Daan de Graaf from Eindhoven University of Technology recently presented his doctoral research at the VLDB 2025 PhD Workshop, held as part of the 51st International Conference on Very Large Data Bases in London, United Kingdom, from September 1–5, 2025. His work, conducted within the SciLake project, addresses the challenge of integrating graph algorithms into database systems.

VLDB is one of the premier international forums for database researchers, developers, and users. Being selected to present at the PhD Workshop is a significant accomplishment that recognizes both the quality and potential impact of Daan's research. This achievement highlights the innovative work being conducted within the SciLake project and demonstrates how our research advances the state of the art in managing and analyzing large-scale scientific knowledge graphs.

GraphAlg: A New Language for Graph Algorithms

Daan's presentation focused on GraphAlg, a new language that makes it possible to run graph algorithms directly inside database systems. This work has important implications for the SciLake project and the broader scientific community. As graph databases become more popular for complex data analysis, current tools often lack flexibility, speed, and user-friendliness.

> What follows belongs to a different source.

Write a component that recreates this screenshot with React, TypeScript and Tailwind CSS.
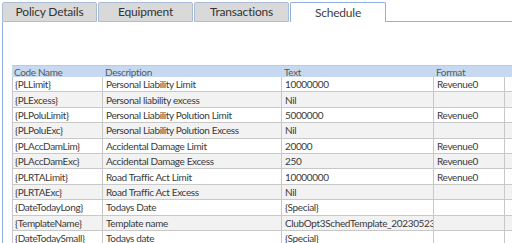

GraphAlg solves these problems by building on well-established mathematical principles from linear algebra.

The language is designed to be easily analyzed and optimized, and it can be converted into a format that databases already understand (relational algebra). This combination makes GraphAlg both powerful and practical for real-world use.

Why This Matters for SciLake

GraphAlg is being developed specifically in the context of the SciLake project. As part of this project, the graph query engine AvantGraph will host the OpenAIRE Graph, a large scientific knowledge graph containing hundreds of millions of publications. The OpenAIRE Graph currently integrates the BIP! Ranker tool to enrich publication data with research impact indicators based on the citation graph, using algorithms typically derived from PageRank or simple citation counts.

With GraphAlg, these indicators can be computed directly within AvantGraph, replacing a complex pipeline running on a large cluster with a simpler and more efficient query with an embedded algorithm. This means:

  • Significantly improved performance and reduced infrastructure requirements
  • Greater flexibility for project partners to experiment with custom algorithms

This work directly supports SciLake's mission to provide advanced analytics capabilities for the scientific community.

Key Achievements and Future Directions

During his PhD research, supervised by Dr. N. Yakovets, Daan has accomplished several important milestones:

  • Created the language structure and rules for GraphAlg, building on MATLANG (a mathematical framework for working with matrices)
  • Built a compiler that translates GraphAlg into executable code
  • Integrated GraphAlg into AvantGraph, a state-of-the-art graph query engine

In the future, Daan will work on making GraphAlg faster and more efficient, adding support for other database systems.

About the Presentation

The workshop paper, titled "Algorithm Support in a Graph Database, Done Right," was presented as part of the VLDB 2025 PhD Workshop program. The full paper is available at: https://www.vldb.org/2025/Workshops/VLDB-Workshops-2025/PhD/PhD25_5.pdf

We congratulate Daan on this achievement and look forward to following the continued development of GraphAlg as it enhances our capabilities for scientific knowledge graph analysis.